Leave out the images and repeat the listing below without a single change.

— Start of Source data —

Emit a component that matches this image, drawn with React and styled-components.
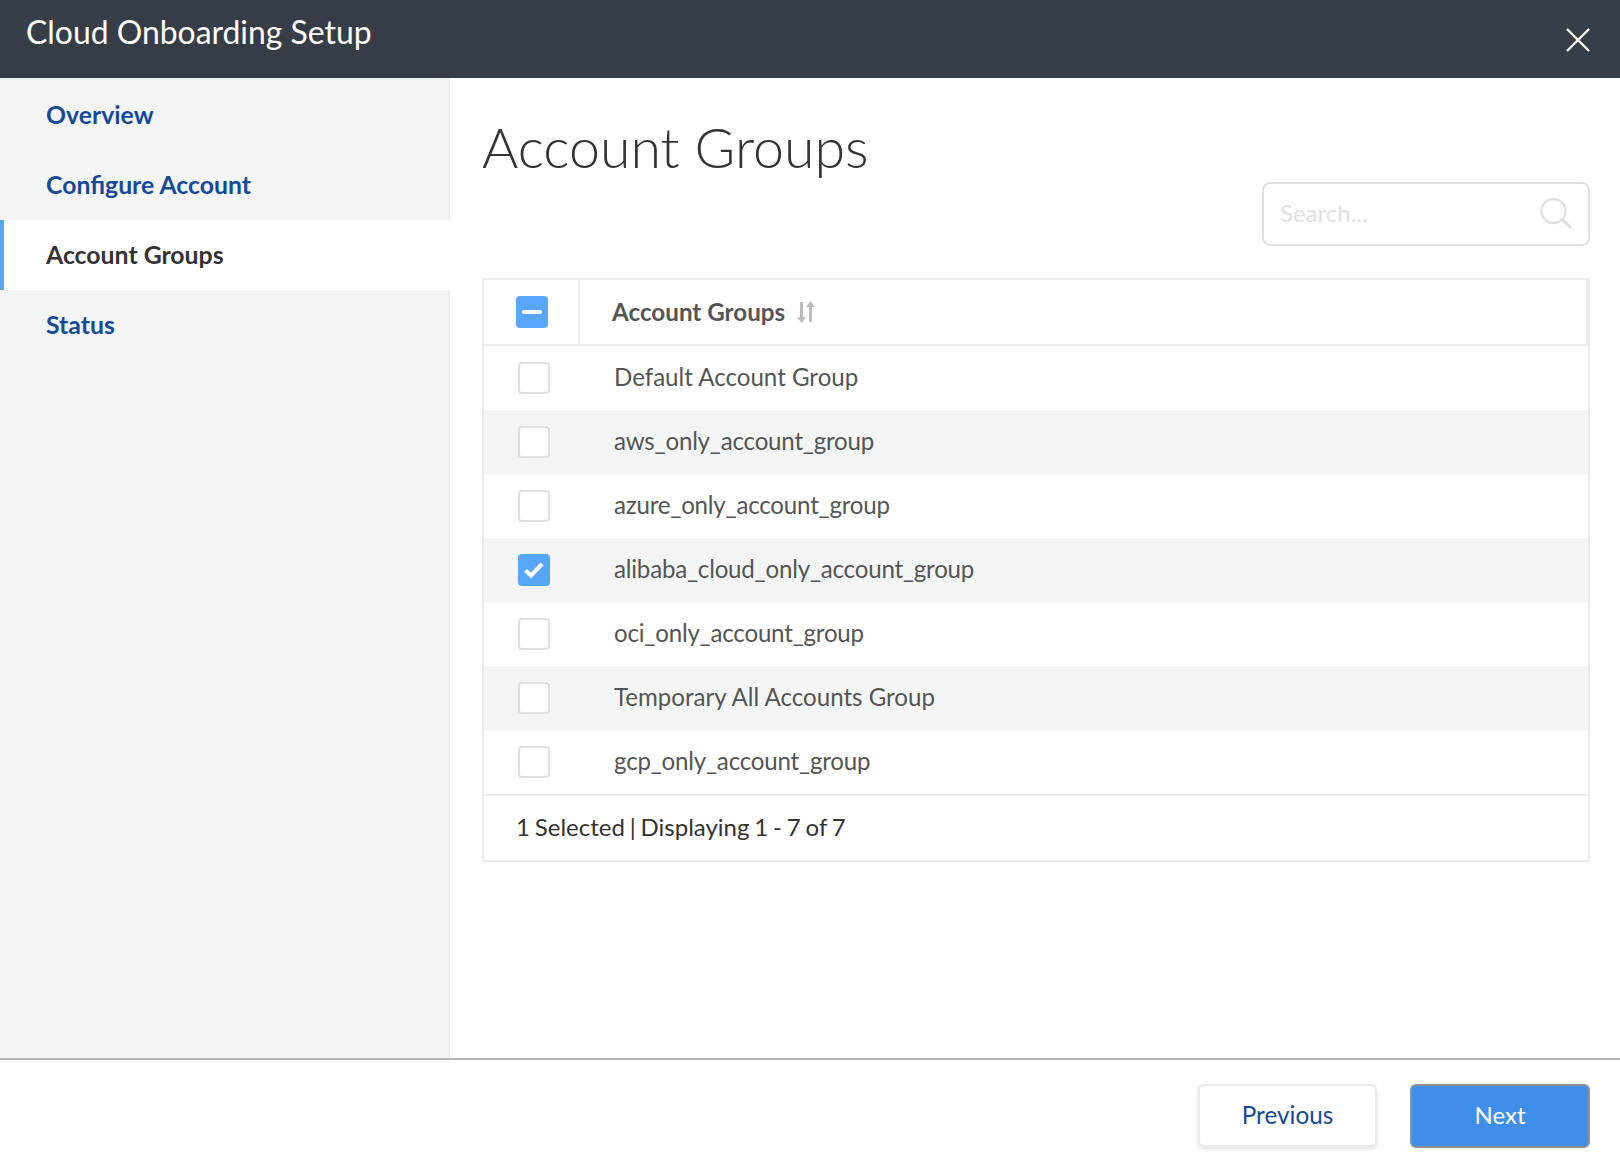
import React from 'react';
import styled, { createGlobalStyle } from 'styled-components';

const groups = [
	{ name: 'Default Account Group' },
	{ name: 'aws_only_account_group', snake: true },
	{ name: 'azure_only_account_group', snake: true },
	{ name: 'alibaba_cloud_only_account_group', snake: true, checked: true },
	{ name: 'oci_only_account_group', snake: true },
	{ name: 'Temporary All Accounts Group' },
	{ name: 'gcp_only_account_group', snake: true },
];

const steps = [
	{ label: 'Overview' },
	{ label: 'Configure Account' },
	{ label: 'Account Groups', active: true },
	{ label: 'Status' },
];

const App = () => {
	return (
		<Page>
			<GlobalStyle />
			<Header>
				<HeaderTitle>Cloud Onboarding Setup</HeaderTitle>
				<CloseIcon width='24' height='24' viewBox='0 0 24 24'>
					<path d='M1 1L23 23M23 1L1 23' stroke='#fff' strokeWidth='2.3' fill='none' />
				</CloseIcon>
			</Header>
			<Body>
				<Sidebar>
					{steps.map((step) => (
						<NavItem key={step.label} $active={step.active}>
							{step.label}
						</NavItem>
					))}
				</Sidebar>
				<Main>
					<Title>Account Groups</Title>
					<SearchRow>
						<SearchBox>
							<SearchText>Search...</SearchText>
							<svg width='34' height='34' viewBox='0 0 34 34' fill='none' stroke='#dfe1e1'>
								<circle cx='14.5' cy='14' r='12' strokeWidth='2.4' />
								<path d='M23.5 22.5L32 31' strokeWidth='3.4' />
							</svg>
						</SearchBox>
					</SearchRow>
					<Table>
						<HeadRow>
							<HeadCheckCell>
								<Check $on>
									<MinusBar />
								</Check>
							</HeadCheckCell>
							<HeadLabel>
								<HeadText>Account Groups</HeadText>
								<svg width='20' height='24' viewBox='0 0 20 24' fill='#b9bbbb'>
									<path d='M4 2h3v15h3l-4.500 6L1 17h3z' />
									<path d='M13 22h3V7h3l-4.500-6L10 7h3z' />
								</svg>
							</HeadLabel>
						</HeadRow>
						{groups.map((group, i) => (
							<Row key={group.name} $striped={i % 2 === 1}>
								<CheckCell>
									<Check $on={group.checked}>
										{group.checked && (
											<svg width='22' height='18' viewBox='0 0 22 18' fill='none'>
												<path d='M2.500 9.500L8 14.500L19 3' stroke='#fff' strokeWidth='4' />
											</svg>
										)}
									</Check>
								</CheckCell>
								<RowLabel $snake={group.snake}>{group.name}</RowLabel>
							</Row>
						))}
						<TableFooter>1 Selected | Displaying 1 - 7 of 7</TableFooter>
					</Table>
				</Main>
			</Body>
			<Footer>
				<SecondaryButton>Previous</SecondaryButton>
				<PrimaryButton>Next</PrimaryButton>
			</Footer>
		</Page>
	);
};

const GlobalStyle = createGlobalStyle`
	* {
		box-sizing: border-box;
	}

	body {
		margin: 0;
		background: #fff;
		font-family: Lato, 'Open Sans', sans-serif;
	}
`;

const Page = styled.div`
	display: flex;
	flex-direction: column;
	width: 1620px;
	height: 1168px;
	overflow: hidden;
`;

const Header = styled.header`
	display: flex;
	justify-content: space-between;
	flex: 0 0 78px;
	padding: 0 30px 0 26px;
	background: #373d47;
`;

const HeaderTitle = styled.h1`
	margin: 11px 0 0;
	font-size: 31.9px;
	line-height: 42px;
	font-weight: 400;
	color: #fff;
`;

const CloseIcon = styled.svg`
	margin-top: 28px;
`;

const Body = styled.div`
	display: flex;
	flex: 1;
	min-height: 0;
`;

const Sidebar = styled.nav`
	display: flex;
	flex-direction: column;
	flex: 0 0 450px;
	background: #f4f6f5;
	border-top: 2px solid #eff1f0;
	box-shadow: inset -2px 0 0 #eeeeee;
`;

const NavItem = styled.div`
	display: flex;
	align-items: center;
	height: 70px;
	padding-left: ${(p) => (p.$active ? '42px' : '46px')};
	padding-bottom: 2px;
	font-size: 24.8px;
	font-weight: 700;
	color: ${(p) => (p.$active ? '#333333' : '#164a97')};
	background: ${(p) => (p.$active ? '#fff' : 'transparent')};
	border-left: ${(p) => (p.$active ? '4px solid #58a6fa' : 'none')};
`;

const Main = styled.main`
	flex: 1;
	padding: 0 30px 0 32px;
`;

const Title = styled.h2`
	margin: 35px 0 0;
	height: 69px;
	font-size: 55.5px;
	line-height: 68px;
	font-weight: 300;
	color: #333333;
`;

const SearchRow = styled.div`
	display: flex;
	justify-content: flex-end;
`;

const SearchBox = styled.div`
	display: flex;
	align-items: center;
	justify-content: space-between;
	width: 328px;
	height: 64px;
	padding: 0 15px 0 16px;
	border: 2px solid #dfe1e1;
	border-radius: 8px;
`;

const SearchText = styled.span`
	padding-bottom: 3px;
	font-size: 24px;
	color: #dfe1e1;
`;

const Table = styled.div`
	margin-top: 32px;
	border: 2px solid #ebebeb;
`;

const HeadRow = styled.div`
	display: flex;
	height: 66px;
	border-bottom: 2px solid #ebebeb;
	border-right: 2px solid #ebebeb;
`;

const HeadCheckCell = styled.div`
	display: flex;
	align-items: center;
	flex: 0 0 96px;
	padding-left: 32px;
	border-right: 2px solid #ebebeb;
`;

const HeadLabel = styled.div`
	display: flex;
	align-items: center;
	gap: 11px;
	padding-left: 32px;
`;

const HeadText = styled.span`
	padding-bottom: 2px;
	font-size: 24.2px;
	font-weight: 700;
	color: #555555;
`;

const Row = styled.div`
	display: flex;
	align-items: center;
	height: 64px;
	background: ${(p) => (p.$striped ? '#f4f6f5' : '#fff')};
`;

const CheckCell = styled.div`
	flex: 0 0 130px;
	padding-left: 34px;
`;

const Check = styled.div`
	display: flex;
	align-items: center;
	justify-content: center;
	width: 32px;
	height: 32px;
	border-radius: 4px;
	background: ${(p) => (p.$on ? '#58a6fa' : '#fff')};
	border: ${(p) => (p.$on ? 'none' : '2px solid #dfe1e1')};
`;

const MinusBar = styled.div`
	width: 20px;
	height: 4px;
	border-radius: 2px;
	background: #fff;
`;

const RowLabel = styled.div`
	padding-bottom: 4px;
	font-size: 24.1px;
	letter-spacing: ${(p) => (p.$snake ? '-0.2px' : '0')};
	color: #555555;
`;

const TableFooter = styled.div`
	display: flex;
	align-items: center;
	height: 66px;
	padding: 0 0 4px 32px;
	border-top: 2px solid #ebebeb;
	font-size: 24px;
	word-spacing: -1.3px;
	color: #333333;
`;

const Footer = styled.footer`
	display: flex;
	justify-content: flex-end;
	gap: 33px;
	flex: 0 0 110px;
	padding: 24px 30px 0 0;
	border-top: 2px solid #b5b5b5;
`;

const SecondaryButton = styled.button`
	width: 179px;
	height: 63px;
	padding-bottom: 3px;
	font-family: inherit;
	font-size: 24.3px;
	color: #164a97;
	background: #fff;
	border: 2px solid #ebebeb;
	border-radius: 6px;
	box-shadow: 0 2px 4px rgba(0, 0, 0, 0.12);
`;

const PrimaryButton = styled.button`
	width: 180px;
	height: 64px;
	padding-bottom: 5px;
	font-family: inherit;
	font-size: 24px;
	color: #fff;
	background: #3f8eea;
	border: 2px solid #8e9194;
	border-radius: 6px;
`;

export default App;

— End of Source data —

- Solution for this task -
Emit a component that matches this image, drawn with React and styled-components.
import React from 'react';
import styled, { createGlobalStyle } from 'styled-components';

const groups = [
	{ name: 'Default Account Group' },
	{ name: 'aws_only_account_group', snake: true },
	{ name: 'azure_only_account_group', snake: true },
	{ name: 'alibaba_cloud_only_account_group', snake: true, checked: true },
	{ name: 'oci_only_account_group', snake: true },
	{ name: 'Temporary All Accounts Group' },
	{ name: 'gcp_only_account_group', snake: true },
];

const steps = [
	{ label: 'Overview' },
	{ label: 'Configure Account' },
	{ label: 'Account Groups', active: true },
	{ label: 'Status' },
];

const App = () => {
	return (
		<Page>
			<GlobalStyle />
			<Header>
				<HeaderTitle>Cloud Onboarding Setup</HeaderTitle>
				<CloseIcon width='24' height='24' viewBox='0 0 24 24'>
					<path d='M1 1L23 23M23 1L1 23' stroke='#fff' strokeWidth='2.3' fill='none' />
				</CloseIcon>
			</Header>
			<Body>
				<Sidebar>
					{steps.map((step) => (
						<NavItem key={step.label} $active={step.active}>
							{step.label}
						</NavItem>
					))}
				</Sidebar>
				<Main>
					<Title>Account Groups</Title>
					<SearchRow>
						<SearchBox>
							<SearchText>Search...</SearchText>
							<svg width='34' height='34' viewBox='0 0 34 34' fill='none' stroke='#dfe1e1'>
								<circle cx='14.5' cy='14' r='12' strokeWidth='2.4' />
								<path d='M23.5 22.5L32 31' strokeWidth='3.4' />
							</svg>
						</SearchBox>
					</SearchRow>
					<Table>
						<HeadRow>
							<HeadCheckCell>
								<Check $on>
									<MinusBar />
								</Check>
							</HeadCheckCell>
							<HeadLabel>
								<HeadText>Account Groups</HeadText>
								<svg width='20' height='24' viewBox='0 0 20 24' fill='#b9bbbb'>
									<path d='M4 2h3v15h3l-4.500 6L1 17h3z' />
									<path d='M13 22h3V7h3l-4.500-6L10 7h3z' />
								</svg>
							</HeadLabel>
						</HeadRow>
						{groups.map((group, i) => (
							<Row key={group.name} $striped={i % 2 === 1}>
								<CheckCell>
									<Check $on={group.checked}>
										{group.checked && (
											<svg width='22' height='18' viewBox='0 0 22 18' fill='none'>
												<path d='M2.500 9.500L8 14.500L19 3' stroke='#fff' strokeWidth='4' />
											</svg>
										)}
									</Check>
								</CheckCell>
								<RowLabel $snake={group.snake}>{group.name}</RowLabel>
							</Row>
						))}
						<TableFooter>1 Selected | Displaying 1 - 7 of 7</TableFooter>
					</Table>
				</Main>
			</Body>
			<Footer>
				<SecondaryButton>Previous</SecondaryButton>
				<PrimaryButton>Next</PrimaryButton>
			</Footer>
		</Page>
	);
};

const GlobalStyle = createGlobalStyle`
	* {
		box-sizing: border-box;
	}

	body {
		margin: 0;
		background: #fff;
		font-family: Lato, 'Open Sans', sans-serif;
	}
`;

const Page = styled.div`
	display: flex;
	flex-direction: column;
	width: 1620px;
	height: 1168px;
	overflow: hidden;
`;

const Header = styled.header`
	display: flex;
	justify-content: space-between;
	flex: 0 0 78px;
	padding: 0 30px 0 26px;
	background: #373d47;
`;

const HeaderTitle = styled.h1`
	margin: 11px 0 0;
	font-size: 31.9px;
	line-height: 42px;
	font-weight: 400;
	color: #fff;
`;

const CloseIcon = styled.svg`
	margin-top: 28px;
`;

const Body = styled.div`
	display: flex;
	flex: 1;
	min-height: 0;
`;

const Sidebar = styled.nav`
	display: flex;
	flex-direction: column;
	flex: 0 0 450px;
	background: #f4f6f5;
	border-top: 2px solid #eff1f0;
	box-shadow: inset -2px 0 0 #eeeeee;
`;

const NavItem = styled.div`
	display: flex;
	align-items: center;
	height: 70px;
	padding-left: ${(p) => (p.$active ? '42px' : '46px')};
	padding-bottom: 2px;
	font-size: 24.8px;
	font-weight: 700;
	color: ${(p) => (p.$active ? '#333333' : '#164a97')};
	background: ${(p) => (p.$active ? '#fff' : 'transparent')};
	border-left: ${(p) => (p.$active ? '4px solid #58a6fa' : 'none')};
`;

const Main = styled.main`
	flex: 1;
	padding: 0 30px 0 32px;
`;

const Title = styled.h2`
	margin: 35px 0 0;
	height: 69px;
	font-size: 55.5px;
	line-height: 68px;
	font-weight: 300;
	color: #333333;
`;

const SearchRow = styled.div`
	display: flex;
	justify-content: flex-end;
`;

const SearchBox = styled.div`
	display: flex;
	align-items: center;
	justify-content: space-between;
	width: 328px;
	height: 64px;
	padding: 0 15px 0 16px;
	border: 2px solid #dfe1e1;
	border-radius: 8px;
`;

const SearchText = styled.span`
	padding-bottom: 3px;
	font-size: 24px;
	color: #dfe1e1;
`;

const Table = styled.div`
	margin-top: 32px;
	border: 2px solid #ebebeb;
`;

const HeadRow = styled.div`
	display: flex;
	height: 66px;
	border-bottom: 2px solid #ebebeb;
	border-right: 2px solid #ebebeb;
`;

const HeadCheckCell = styled.div`
	display: flex;
	align-items: center;
	flex: 0 0 96px;
	padding-left: 32px;
	border-right: 2px solid #ebebeb;
`;

const HeadLabel = styled.div`
	display: flex;
	align-items: center;
	gap: 11px;
	padding-left: 32px;
`;

const HeadText = styled.span`
	padding-bottom: 2px;
	font-size: 24.2px;
	font-weight: 700;
	color: #555555;
`;

const Row = styled.div`
	display: flex;
	align-items: center;
	height: 64px;
	background: ${(p) => (p.$striped ? '#f4f6f5' : '#fff')};
`;

const CheckCell = styled.div`
	flex: 0 0 130px;
	padding-left: 34px;
`;

const Check = styled.div`
	display: flex;
	align-items: center;
	justify-content: center;
	width: 32px;
	height: 32px;
	border-radius: 4px;
	background: ${(p) => (p.$on ? '#58a6fa' : '#fff')};
	border: ${(p) => (p.$on ? 'none' : '2px solid #dfe1e1')};
`;

const MinusBar = styled.div`
	width: 20px;
	height: 4px;
	border-radius: 2px;
	background: #fff;
`;

const RowLabel = styled.div`
	padding-bottom: 4px;
	font-size: 24.1px;
	letter-spacing: ${(p) => (p.$snake ? '-0.2px' : '0')};
	color: #555555;
`;

const TableFooter = styled.div`
	display: flex;
	align-items: center;
	height: 66px;
	padding: 0 0 4px 32px;
	border-top: 2px solid #ebebeb;
	font-size: 24px;
	word-spacing: -1.3px;
	color: #333333;
`;

const Footer = styled.footer`
	display: flex;
	justify-content: flex-end;
	gap: 33px;
	flex: 0 0 110px;
	padding: 24px 30px 0 0;
	border-top: 2px solid #b5b5b5;
`;

const SecondaryButton = styled.button`
	width: 179px;
	height: 63px;
	padding-bottom: 3px;
	font-family: inherit;
	font-size: 24.3px;
	color: #164a97;
	background: #fff;
	border: 2px solid #ebebeb;
	border-radius: 6px;
	box-shadow: 0 2px 4px rgba(0, 0, 0, 0.12);
`;

const PrimaryButton = styled.button`
	width: 180px;
	height: 64px;
	padding-bottom: 5px;
	font-family: inherit;
	font-size: 24px;
	color: #fff;
	background: #3f8eea;
	border: 2px solid #8e9194;
	border-radius: 6px;
`;

export default App;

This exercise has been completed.